Founded in 1957 as a non-profit organisation under Sri Lankan law, the school was named The Colombo School for Overseas Children. It was located at Queen's Street in Colombo Fort when the school opened on 23 September 1957. The founders were from diplomatic missions (British High Commission, Burmese High Commission and Dutch Embassy) and the business community; this still reflects the school population today.

In September 1961, the school leased the premises known as "Rippleworth" at Turret Road (Dharmapala Mawatha) in Colombo 3. The younger children remained at the Fort while the older children moved to Rippleworth. In August 1963 the school in Fort had 100 children, while the school at Rippleworth, known as the Upper School, had about 72 children. In 1967 the school gained accreditation by the International Schools Association in Geneva, Switzerland.

To cope with an increasing numbers of pupils, in 1971 the school relocated to 51 Muttiah Road in Colombo 2 (Rivington) until finally in 1983 the school was relocated to its present address Pelawatte, Battaramulla.
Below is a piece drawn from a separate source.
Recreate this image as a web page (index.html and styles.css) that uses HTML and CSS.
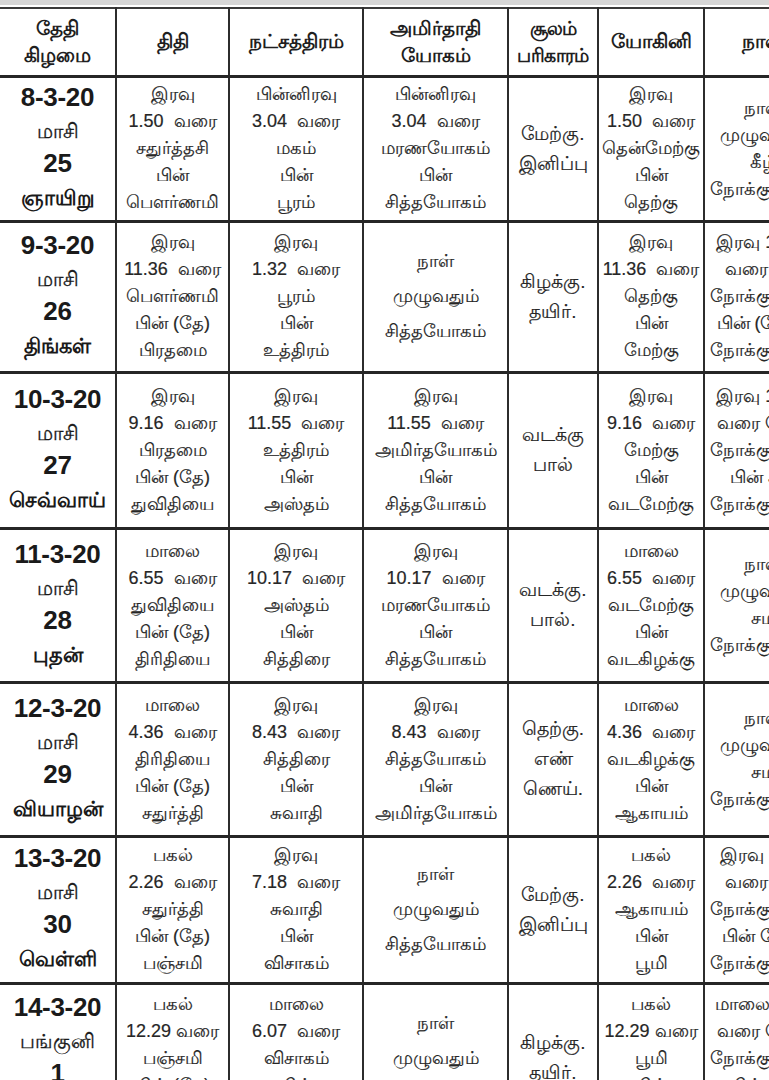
FILE: index.html
```html
<!DOCTYPE html>
<html lang="ta">
<head>
<meta charset="utf-8">
<title>பஞ்சாங்கம்</title>
<link rel="stylesheet" href="styles.css">
</head>
<body>
<div class="topband"></div>
<div class="sheet">
<table class="panchang">
  <colgroup>
    <col class="c-date"><col class="c-thithi"><col class="c-star"><col class="c-yogam"><col class="c-soolam"><col class="c-yogini"><col class="c-naal">
  </colgroup>
  <thead>
    <tr class="head">
      <th>தேதி<br>கிழமை</th>
      <th>திதி</th>
      <th>நட்சத்திரம்</th>
      <th>அமிர்தாதி<br>யோகம்</th>
      <th class="tight">சூலம்<br>பரிகாரம்</th>
      <th>யோகினி</th>
      <th>நாள்</th>
    </tr>
  </thead>
  <tbody>
    <tr class="r1">
      <td class="date"><b>8-3-20</b><br><span class="month">மாசி</span><br><b>25</b><br><b class="day">ஞாயிறு</b></td>
      <td>இரவு<br>1.50&nbsp;&nbsp;வரை<br>சதுர்த்தசி<br>பின்<br>பௌர்ணமி</td>
      <td>பின்னிரவு<br>3.04&nbsp;&nbsp;வரை<br>மகம்<br>பின்<br>பூரம்</td>
      <td>பின்னிரவு<br>3.04&nbsp;&nbsp;வரை<br>மரணயோகம்<br>பின்<br>சித்தயோகம்</td>
      <td class="soolam">மேற்கு.<br>இனிப்பு</td>
      <td>இரவு<br>1.50&nbsp;&nbsp;வரை<br>தென்மேற்கு<br>பின்<br>தெற்கு</td>
      <td class="naal">நாள்<br>முழுவதும்<br>கீழ்<br>நோக்கு நாள்</td>
    </tr>
    <tr class="r2">
      <td class="date"><b>9-3-20</b><br><span class="month">மாசி</span><br><b>26</b><br><b class="day">திங்கள்</b></td>
      <td>இரவு<br>11.36&nbsp;&nbsp;வரை<br>பௌர்ணமி<br>பின் (தே)<br>பிரதமை</td>
      <td>இரவு<br>1.32&nbsp;&nbsp;வரை<br>பூரம்<br>பின்<br>உத்திரம்</td>
      <td class="three">நாள்<br>முழுவதும்<br>சித்தயோகம்</td>
      <td class="soolam">கிழக்கு.<br>தயிர்.</td>
      <td>இரவு<br>11.36&nbsp;&nbsp;வரை<br>தெற்கு<br>பின்<br>மேற்கு</td>
      <td class="naal">இரவு 11.36<br>வரை கீழ்<br>நோக்கு நாள்<br>பின் (மேல்)<br>நோக்கு நாள்</td>
    </tr>
    <tr class="r3">
      <td class="date"><b>10-3-20</b><br><span class="month">மாசி</span><br><b>27</b><br><b class="day">செவ்வாய்</b></td>
      <td>இரவு<br>9.16&nbsp;&nbsp;வரை<br>பிரதமை<br>பின் (தே)<br>துவிதியை</td>
      <td>இரவு<br>11.55&nbsp;&nbsp;வரை<br>உத்திரம்<br>பின்<br>அஸ்தம்</td>
      <td>இரவு<br>11.55&nbsp;&nbsp;வரை<br>அமிர்தயோகம்<br>பின்<br>சித்தயோகம்</td>
      <td class="soolam">வடக்கு<br>பால்</td>
      <td>இரவு<br>9.16&nbsp;&nbsp;வரை<br>மேற்கு<br>பின்<br>வடமேற்கு</td>
      <td class="naal">இரவு 11.55<br>வரை மேல்<br>நோக்கு நாள்<br>பின் கீழ்<br>நோக்கு நாள்</td>
    </tr>
    <tr class="r4">
      <td class="date"><b>11-3-20</b><br><span class="month">மாசி</span><br><b>28</b><br><b class="day">புதன்</b></td>
      <td>மாலை<br>6.55&nbsp;&nbsp;வரை<br>துவிதியை<br>பின் (தே)<br>திரிதியை</td>
      <td>இரவு<br>10.17&nbsp;&nbsp;வரை<br>அஸ்தம்<br>பின்<br>சித்திரை</td>
      <td>இரவு<br>10.17&nbsp;&nbsp;வரை<br>மரணயோகம்<br>பின்<br>சித்தயோகம்</td>
      <td class="soolam">வடக்கு.<br>பால்.</td>
      <td>மாலை<br>6.55&nbsp;&nbsp;வரை<br>வடமேற்கு<br>பின்<br>வடகிழக்கு</td>
      <td class="naal">நாள்<br>முழுவதும்<br>சம<br>நோக்கு நாள்</td>
    </tr>
    <tr class="r5">
      <td class="date"><b>12-3-20</b><br><span class="month">மாசி</span><br><b>29</b><br><b class="day">வியாழன்</b></td>
      <td>மாலை<br>4.36&nbsp;&nbsp;வரை<br>திரிதியை<br>பின் (தே)<br>சதுர்த்தி</td>
      <td>இரவு<br>8.43&nbsp;&nbsp;வரை<br>சித்திரை<br>பின்<br>சுவாதி</td>
      <td>இரவு<br>8.43&nbsp;&nbsp;வரை<br>சித்தயோகம்<br>பின்<br>அமிர்தயோகம்</td>
      <td class="soolam">தெற்கு.<br>எண்<br>ணெய்.</td>
      <td>மாலை<br>4.36&nbsp;&nbsp;வரை<br>வடகிழக்கு<br>பின்<br>ஆகாயம்</td>
      <td class="naal">நாள்<br>முழுவதும்<br>சம<br>நோக்கு நாள்</td>
    </tr>
    <tr class="r6">
      <td class="date"><b>13-3-20</b><br><span class="month">மாசி</span><br><b>30</b><br><b class="day">வெள்ளி</b></td>
      <td>பகல்<br>2.26&nbsp;&nbsp;வரை<br>சதுர்த்தி<br>பின் (தே)<br>பஞ்சமி</td>
      <td>இரவு<br>7.18&nbsp;&nbsp;வரை<br>சுவாதி<br>பின்<br>விசாகம்</td>
      <td class="three">நாள்<br>முழுவதும்<br>சித்தயோகம்</td>
      <td class="soolam">மேற்கு.<br>இனிப்பு</td>
      <td>பகல்<br>2.26&nbsp;&nbsp;வரை<br>ஆகாயம்<br>பின்<br>பூமி</td>
      <td class="naal">இரவு 7.18<br>வரை கீழ்<br>நோக்கு நாள்<br>பின் மேல்<br>நோக்கு நாள்</td>
    </tr>
    <tr class="r7">
      <td class="date"><b>14-3-20</b><br><span class="month">பங்குனி</span><br><b>1</b><br><b class="day">சனி</b></td>
      <td>பகல்<br>12.29 வரை<br>பஞ்சமி<br>பின் (தே)<br>சஷ்டி</td>
      <td>மாலை<br>6.07&nbsp;&nbsp;வரை<br>விசாகம்<br>பின்<br>அனுஷம்</td>
      <td class="three">நாள்<br>முழுவதும்<br>சித்தயோகம்</td>
      <td class="soolam">கிழக்கு.<br>தயிர்.</td>
      <td>பகல்<br>12.29 வரை<br>பூமி<br>பின்<br>பஞ்சமி</td>
      <td class="naal">மாலை 6.07<br>வரை மேல்<br>நோக்கு நாள்<br>பின் கீழ்<br>நோக்கு நாள்</td>
    </tr>
  </tbody>
</table>
</div>
</body>
</html>
```
FILE: styles.css
```css
html, body {
  margin: 0;
  padding: 0;
  background: #ffffff;
  overflow: hidden;
}

body {
  width: 769px;
  font-family: "Liberation Sans", "Noto Sans", sans-serif;
  color: #1e1e1e;
}

.topband {
  height: 5px;
  background: #d6d6d6;
  margin-bottom: 2px;
}

.sheet {
  width: 769px;
  overflow: hidden;
}

.panchang {
  width: 820px;
  table-layout: fixed;
  border-collapse: collapse;
  border-top: 2px solid #3a3a3a;
}

.c-date   { width: 116px; }
.c-thithi { width: 113px; }
.c-star   { width: 134px; }
.c-yogam  { width: 145px; }
.c-soolam { width: 90px; }
.c-yogini { width: 106px; }
.c-naal   { width: 116px; }

.panchang th,
.panchang td {
  padding: 0 1px;
  text-align: center;
  vertical-align: middle;
  border-left: 2px solid #2c2c2c;
  border-bottom: 3px solid #262626;
  overflow: hidden;
  white-space: nowrap;
}

.panchang th:first-child,
.panchang td:first-child {
  border-left: none;
}

.head {
  height: 68px;
}

.head th {
  font-size: 20px;
  font-weight: bold;
  line-height: 27px;
  color: #1f1f1f;
}

.head th.tight {
  font-size: 19px;
  letter-spacing: -0.8px;
}

.panchang td {
  font-size: 18px;
  line-height: 27px;
  color: #262626;
  -webkit-text-stroke: 0.2px #262626;
}

.panchang td.three {
  line-height: 35px;
}

.panchang td.soolam {
  font-size: 19px;
  line-height: 30px;
}

.panchang td.date {
  line-height: 31px;
  color: #1a1a1a;
  -webkit-text-stroke: 0;
}

.date b {
  font-size: 26px;
  font-weight: bold;
  letter-spacing: -0.3px;
}

.date .month {
  font-size: 20px;
  -webkit-text-stroke: 0.3px #1a1a1a;
}

.date b.day {
  font-size: 21px;
  letter-spacing: 0;
}

.r1 { height: 145px; }
.r2 { height: 151px; }
.r3 { height: 156px; }
.r4 { height: 154px; }
.r5 { height: 154px; }
.r6 { height: 147px; }
.r7 { height: 150px; }
```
During the same year the school obtained accreditation by the International Baccalaureate (IB) Organisation as an IB World School offering the IB Diploma Programme. In 1982, the school changed its name to Overseas Children's School (OCS).
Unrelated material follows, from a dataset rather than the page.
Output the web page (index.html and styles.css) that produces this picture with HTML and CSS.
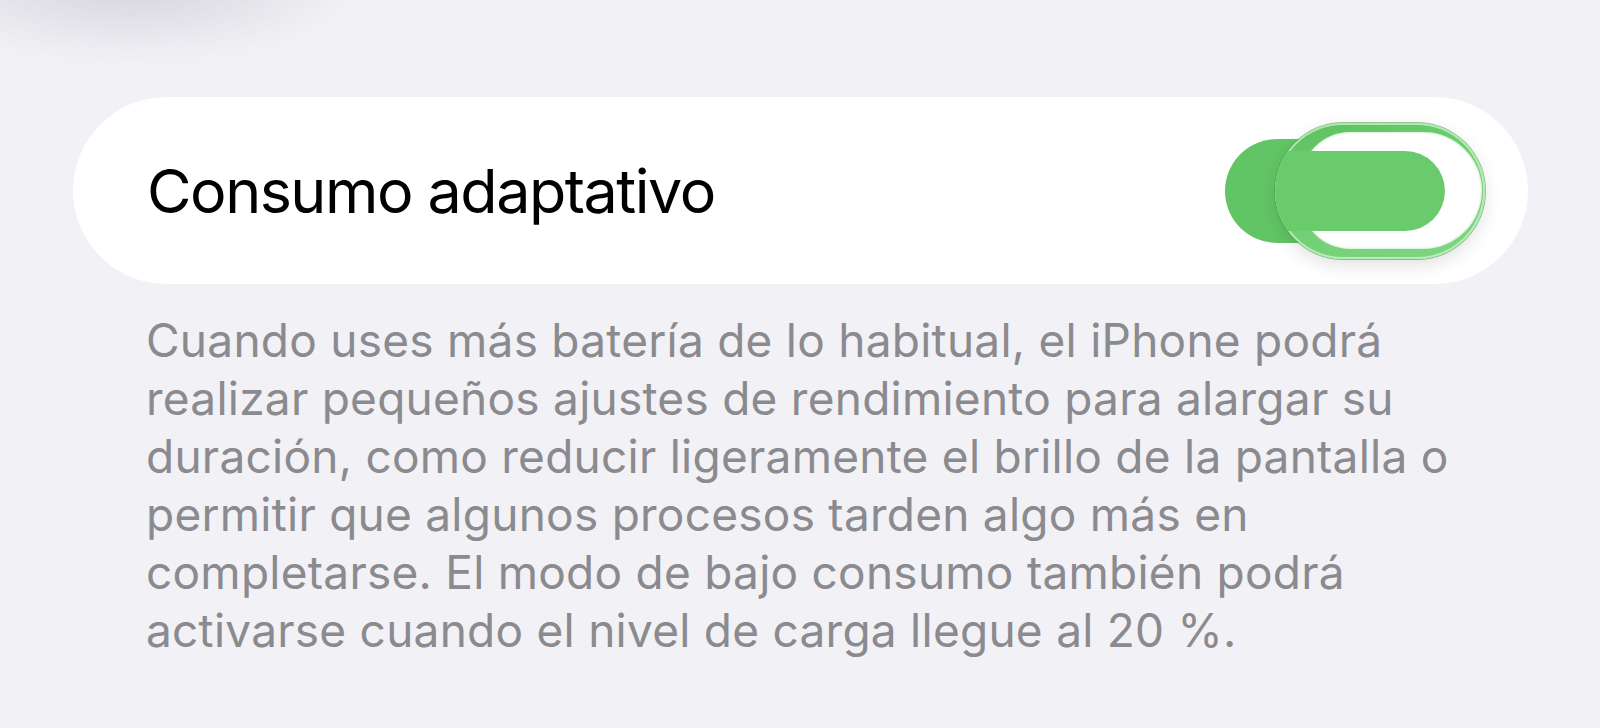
FILE: index.html
```html
<html lang="es">
<head>
    <meta charset="UTF-8">
    <meta name="viewport" content="width=device-width, initial-scale=1.0">
    <title>Batería</title>
    <link rel="stylesheet" href="styles.css">
</head>
<body>
    <div class="haze"></div>
    <div class="settings">
        <div class="cell">
            <span class="cell-label">Consumo adaptativo</span>
            <div class="switch" role="switch" aria-checked="true">
                <div class="switch-track"></div>
                <div class="switch-knob">
                    <div class="knob-glass"></div>
                    <div class="knob-fill"></div>
                </div>
            </div>
        </div>
        <p class="footer">Cuando uses más batería de lo habitual, el iPhone podrá realizar pequeños ajustes de rendimiento para alargar su duración, como reducir ligeramente el brillo de la pantalla o permitir que algunos procesos tarden algo más en completarse. El modo de bajo consumo también podrá activarse cuando el nivel de carga llegue al 20&nbsp;%.</p>
    </div>
</body>
</html>
```

FILE: styles.css
```css
:root {
    --grouped-bg: #f1f1f6;
    --label: #000000;
    --secondary: #8a8a8f;
    --green: #62c565;
    --green-light: #6acb6d;
}

body {
    margin: 0;
    height: 728px;
    overflow: hidden;
    background: var(--grouped-bg);
    font-family: "Inter", "Noto Sans", sans-serif;
    position: relative;
}

/* blurred shadow of the row above */
.haze {
    position: absolute;
    left: -60px;
    top: -70px;
    width: 420px;
    height: 130px;
    border-radius: 50%;
    background: radial-gradient(ellipse at 45% 40%, rgba(200, 200, 208, 0.75), rgba(230, 230, 236, 0) 70%);
    filter: blur(10px);
}

.settings {
    position: relative;
    padding: 97px 72px 0 73px;
}

.cell {
    height: 187px;
    border-radius: 94px;
    background: #ffffff;
    display: flex;
    align-items: center;
    justify-content: space-between;
    padding: 0 43px 0 74px;
}

.cell-label {
    font-size: 61px;
    color: var(--label);
    letter-spacing: -1.5px;
}

.switch {
    position: relative;
    width: 260px;
    height: 136px;
}

.switch-track {
    position: absolute;
    left: 0;
    top: 16px;
    width: 230px;
    height: 104px;
    border-radius: 52px;
    background: var(--green);
}

.switch-knob {
    position: absolute;
    right: 0;
    top: 0;
    width: 210px;
    height: 136px;
    border-radius: 68px;
    overflow: hidden;
    background: linear-gradient(160deg, #5dbf60 0%, #6fce72 45%, #7fd682 100%);
    box-shadow: 0 6px 18px rgba(0, 0, 0, 0.12), 0 0 0 1px rgba(72, 170, 76, 0.6), inset 0 0 0 2px rgba(210, 245, 210, 0.7);
}

.knob-glass {
    position: absolute;
    left: 26px;
    right: 3px;
    top: 9px;
    bottom: 10px;
    border-radius: 50px 60px 60px 50px;
    background: #ffffff;
    box-shadow: inset 0 0 3px rgba(90, 190, 95, 0.5);
}

.knob-fill {
    position: absolute;
    left: -30px;
    right: 40px;
    top: 28px;
    bottom: 28px;
    border-radius: 40px;
    background: var(--green-light);
}

.footer {
    margin: 27px 0 0 73px;
    max-width: 1320px;
    font-size: 46px;
    line-height: 58px;
    color: var(--secondary);
    letter-spacing: 0.25px;
}
```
In 1990 the school received further accreditations from ECIS (European Council of International Schools) and MSA (Middle States Association of Colleges & Schools) and over the next five years opened a gymnasium and swimming pool. As the school developed it became recognised as an Office of Overseas sponsored school and has built close ties with the US Embassy while maintaining links with the other diplomatic missions. In 1996 the school took its present name, The Overseas School of Colombo. Continuing its campus development programme, the school built a performing arts facility in 2005, renovated its primary and secondary libraries, and inaugurated a new sports facility in 2009.

The Overseas School of Colombo remains Sri Lanka's oldest internationally accredited educational institution. It is the only school in Sri Lanka to offer the International Baccalaureate Programme from Pre-school to Grade 12.

== Curriculum ==

OSC is a full IB World school offering the IB Primary Years Programme, Middle Years Programme and Diploma Programme.

== Students ==

For the 2010–11 school year, the student body numbers 410, from 40 nationalities. The largest percentage of students are Sri Lankan 19% with Americans comprising 14%, Indians 10%, British 9% and Australian 6%.

The majority of the families come from foreign missions, United Nations organisations and NGOs, while the rest are mainly from the corporate sector. The average annual turnover of students is 25% due to families being transferred to other posts abroad. OSC graduates go on to universities in the United States, England, Canada, Australia, and Sri Lanka among other countries.

== Student Government Association ==

Every student at the OSC is a member of the Student Government Association (SGA) a forum for their voices. The organisation helps maintain a high level of cooperation and school spirit, extending to the Primary School also in the form of the PSGA.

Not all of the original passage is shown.